START DATASET EXCERPT

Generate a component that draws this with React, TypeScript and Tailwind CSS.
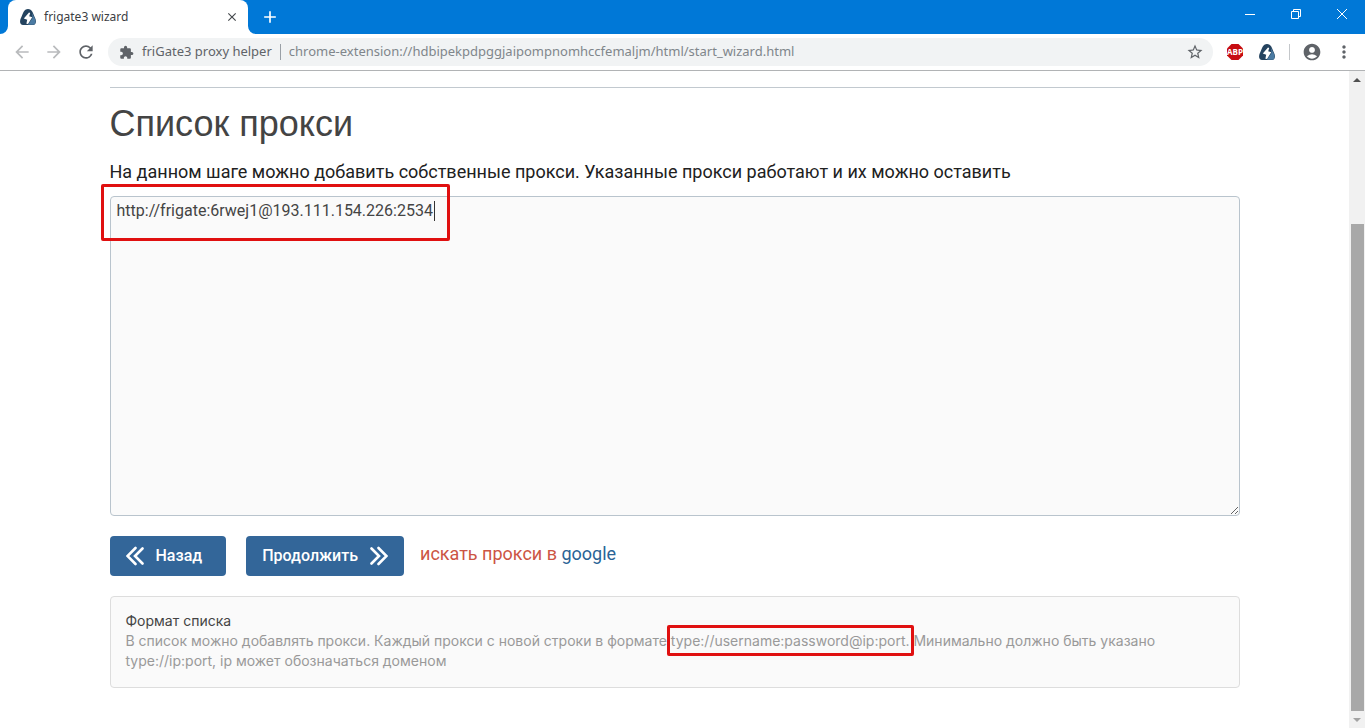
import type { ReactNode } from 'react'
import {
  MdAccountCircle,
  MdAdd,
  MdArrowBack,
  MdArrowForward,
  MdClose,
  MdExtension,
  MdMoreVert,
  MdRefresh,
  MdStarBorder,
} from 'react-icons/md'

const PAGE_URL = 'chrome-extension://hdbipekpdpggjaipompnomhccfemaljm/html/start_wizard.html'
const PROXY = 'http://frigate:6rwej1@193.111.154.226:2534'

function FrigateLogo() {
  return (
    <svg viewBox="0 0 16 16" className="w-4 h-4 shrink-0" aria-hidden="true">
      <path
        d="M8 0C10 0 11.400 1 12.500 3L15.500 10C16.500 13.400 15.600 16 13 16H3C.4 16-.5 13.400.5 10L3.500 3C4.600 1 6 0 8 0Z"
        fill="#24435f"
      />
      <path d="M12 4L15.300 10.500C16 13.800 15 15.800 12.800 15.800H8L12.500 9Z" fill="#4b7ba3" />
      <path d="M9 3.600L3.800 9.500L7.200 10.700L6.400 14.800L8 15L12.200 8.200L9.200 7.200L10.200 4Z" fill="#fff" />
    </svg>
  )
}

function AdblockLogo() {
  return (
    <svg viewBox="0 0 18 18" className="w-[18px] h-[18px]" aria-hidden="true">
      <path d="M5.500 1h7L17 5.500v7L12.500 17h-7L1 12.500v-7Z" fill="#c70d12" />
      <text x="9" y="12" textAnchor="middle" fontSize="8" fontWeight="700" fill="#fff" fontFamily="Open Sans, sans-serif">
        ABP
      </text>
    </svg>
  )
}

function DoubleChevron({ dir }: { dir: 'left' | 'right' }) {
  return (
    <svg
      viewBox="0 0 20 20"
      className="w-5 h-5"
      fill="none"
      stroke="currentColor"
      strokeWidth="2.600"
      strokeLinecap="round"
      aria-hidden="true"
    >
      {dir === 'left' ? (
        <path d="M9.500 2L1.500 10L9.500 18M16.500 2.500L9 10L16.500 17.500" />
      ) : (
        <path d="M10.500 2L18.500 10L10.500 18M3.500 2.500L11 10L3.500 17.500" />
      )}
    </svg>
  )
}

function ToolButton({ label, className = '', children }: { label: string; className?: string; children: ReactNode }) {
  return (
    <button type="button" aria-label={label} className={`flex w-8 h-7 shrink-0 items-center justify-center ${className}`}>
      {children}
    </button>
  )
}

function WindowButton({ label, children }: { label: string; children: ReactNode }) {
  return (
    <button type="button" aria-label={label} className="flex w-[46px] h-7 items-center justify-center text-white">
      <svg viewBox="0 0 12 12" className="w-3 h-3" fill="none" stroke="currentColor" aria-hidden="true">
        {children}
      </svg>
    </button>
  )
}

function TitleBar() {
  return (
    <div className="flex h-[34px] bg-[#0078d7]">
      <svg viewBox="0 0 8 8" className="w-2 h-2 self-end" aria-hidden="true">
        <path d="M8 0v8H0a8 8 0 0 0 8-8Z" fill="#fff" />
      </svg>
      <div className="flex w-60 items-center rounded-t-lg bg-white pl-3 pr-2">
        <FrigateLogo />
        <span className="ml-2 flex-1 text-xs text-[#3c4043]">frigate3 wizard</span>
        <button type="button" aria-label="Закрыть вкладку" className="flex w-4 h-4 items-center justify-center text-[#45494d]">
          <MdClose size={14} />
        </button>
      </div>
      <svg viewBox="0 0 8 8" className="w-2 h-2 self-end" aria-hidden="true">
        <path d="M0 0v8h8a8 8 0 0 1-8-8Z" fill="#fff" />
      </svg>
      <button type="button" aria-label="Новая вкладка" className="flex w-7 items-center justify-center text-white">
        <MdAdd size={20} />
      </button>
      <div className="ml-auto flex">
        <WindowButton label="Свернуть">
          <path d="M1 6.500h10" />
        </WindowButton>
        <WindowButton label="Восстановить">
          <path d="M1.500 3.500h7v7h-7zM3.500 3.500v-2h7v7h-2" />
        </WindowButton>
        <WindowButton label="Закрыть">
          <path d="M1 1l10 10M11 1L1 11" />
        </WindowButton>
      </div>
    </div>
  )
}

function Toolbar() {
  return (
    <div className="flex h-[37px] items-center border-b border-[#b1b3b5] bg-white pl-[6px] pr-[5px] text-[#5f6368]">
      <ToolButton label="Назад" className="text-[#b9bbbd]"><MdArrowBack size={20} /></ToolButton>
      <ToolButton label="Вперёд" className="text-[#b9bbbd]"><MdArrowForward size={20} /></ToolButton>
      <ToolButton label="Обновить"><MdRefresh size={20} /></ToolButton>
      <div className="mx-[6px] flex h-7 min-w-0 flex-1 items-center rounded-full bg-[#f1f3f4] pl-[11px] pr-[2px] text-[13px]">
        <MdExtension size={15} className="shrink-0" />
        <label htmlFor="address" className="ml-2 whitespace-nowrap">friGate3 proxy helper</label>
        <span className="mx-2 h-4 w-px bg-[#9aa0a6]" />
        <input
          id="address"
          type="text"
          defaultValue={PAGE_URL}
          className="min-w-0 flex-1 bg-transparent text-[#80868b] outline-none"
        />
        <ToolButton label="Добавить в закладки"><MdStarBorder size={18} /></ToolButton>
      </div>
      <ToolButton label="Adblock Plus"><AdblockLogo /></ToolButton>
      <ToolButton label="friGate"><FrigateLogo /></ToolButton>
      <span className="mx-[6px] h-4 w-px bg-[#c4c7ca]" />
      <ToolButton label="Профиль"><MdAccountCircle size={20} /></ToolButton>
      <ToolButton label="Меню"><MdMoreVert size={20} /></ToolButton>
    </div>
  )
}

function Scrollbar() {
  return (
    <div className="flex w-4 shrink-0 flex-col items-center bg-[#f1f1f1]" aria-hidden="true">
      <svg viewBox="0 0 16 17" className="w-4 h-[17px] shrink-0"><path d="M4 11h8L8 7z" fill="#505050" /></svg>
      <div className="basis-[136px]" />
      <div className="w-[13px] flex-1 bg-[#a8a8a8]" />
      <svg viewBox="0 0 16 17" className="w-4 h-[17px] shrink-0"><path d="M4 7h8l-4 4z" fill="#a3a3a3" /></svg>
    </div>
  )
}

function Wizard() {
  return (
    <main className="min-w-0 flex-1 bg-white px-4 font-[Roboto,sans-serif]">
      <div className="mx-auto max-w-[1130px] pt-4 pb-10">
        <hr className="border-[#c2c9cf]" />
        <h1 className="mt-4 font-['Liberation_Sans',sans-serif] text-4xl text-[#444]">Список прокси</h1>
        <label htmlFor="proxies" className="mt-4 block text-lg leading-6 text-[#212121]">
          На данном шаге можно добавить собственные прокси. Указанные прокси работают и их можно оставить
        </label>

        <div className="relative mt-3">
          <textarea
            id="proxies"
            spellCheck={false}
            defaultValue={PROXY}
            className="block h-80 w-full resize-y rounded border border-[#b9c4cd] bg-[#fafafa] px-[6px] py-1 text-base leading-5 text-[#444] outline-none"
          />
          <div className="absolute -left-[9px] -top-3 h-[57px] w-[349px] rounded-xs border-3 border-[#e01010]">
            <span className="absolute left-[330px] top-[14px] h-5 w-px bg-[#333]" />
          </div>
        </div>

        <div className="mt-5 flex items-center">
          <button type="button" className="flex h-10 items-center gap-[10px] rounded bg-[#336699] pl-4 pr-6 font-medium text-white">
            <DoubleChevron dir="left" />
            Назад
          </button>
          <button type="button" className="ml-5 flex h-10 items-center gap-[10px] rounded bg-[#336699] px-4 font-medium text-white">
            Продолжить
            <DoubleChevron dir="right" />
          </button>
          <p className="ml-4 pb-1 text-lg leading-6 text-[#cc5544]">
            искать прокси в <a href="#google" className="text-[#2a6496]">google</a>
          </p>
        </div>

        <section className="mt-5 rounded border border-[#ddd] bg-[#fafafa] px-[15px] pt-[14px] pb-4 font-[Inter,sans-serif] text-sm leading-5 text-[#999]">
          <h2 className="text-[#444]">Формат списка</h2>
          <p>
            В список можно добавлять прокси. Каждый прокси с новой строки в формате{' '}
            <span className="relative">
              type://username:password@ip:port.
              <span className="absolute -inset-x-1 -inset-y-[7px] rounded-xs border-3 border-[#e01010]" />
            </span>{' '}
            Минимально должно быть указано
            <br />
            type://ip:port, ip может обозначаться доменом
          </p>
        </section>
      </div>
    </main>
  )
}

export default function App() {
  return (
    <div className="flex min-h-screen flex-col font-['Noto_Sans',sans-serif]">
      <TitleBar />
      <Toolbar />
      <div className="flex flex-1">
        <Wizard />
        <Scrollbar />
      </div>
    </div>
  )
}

END DATASET EXCERPT

- [EXERCISE] Repeat, word for word and with no pictures, only the lines running from the beginning of the data to the line that contains "const PROXY = 'http://frigate:6rwej1@193.111.154.226:2534'".

- [ANSWER TO THE EXERCISE]
Generate a component that draws this with React, TypeScript and Tailwind CSS.
import type { ReactNode } from 'react'
import {
  MdAccountCircle,
  MdAdd,
  MdArrowBack,
  MdArrowForward,
  MdClose,
  MdExtension,
  MdMoreVert,
  MdRefresh,
  MdStarBorder,
} from 'react-icons/md'

const PAGE_URL = 'chrome-extension://hdbipekpdpggjaipompnomhccfemaljm/html/start_wizard.html'
const PROXY = 'http://frigate:6rwej1@193.111.154.226:2534'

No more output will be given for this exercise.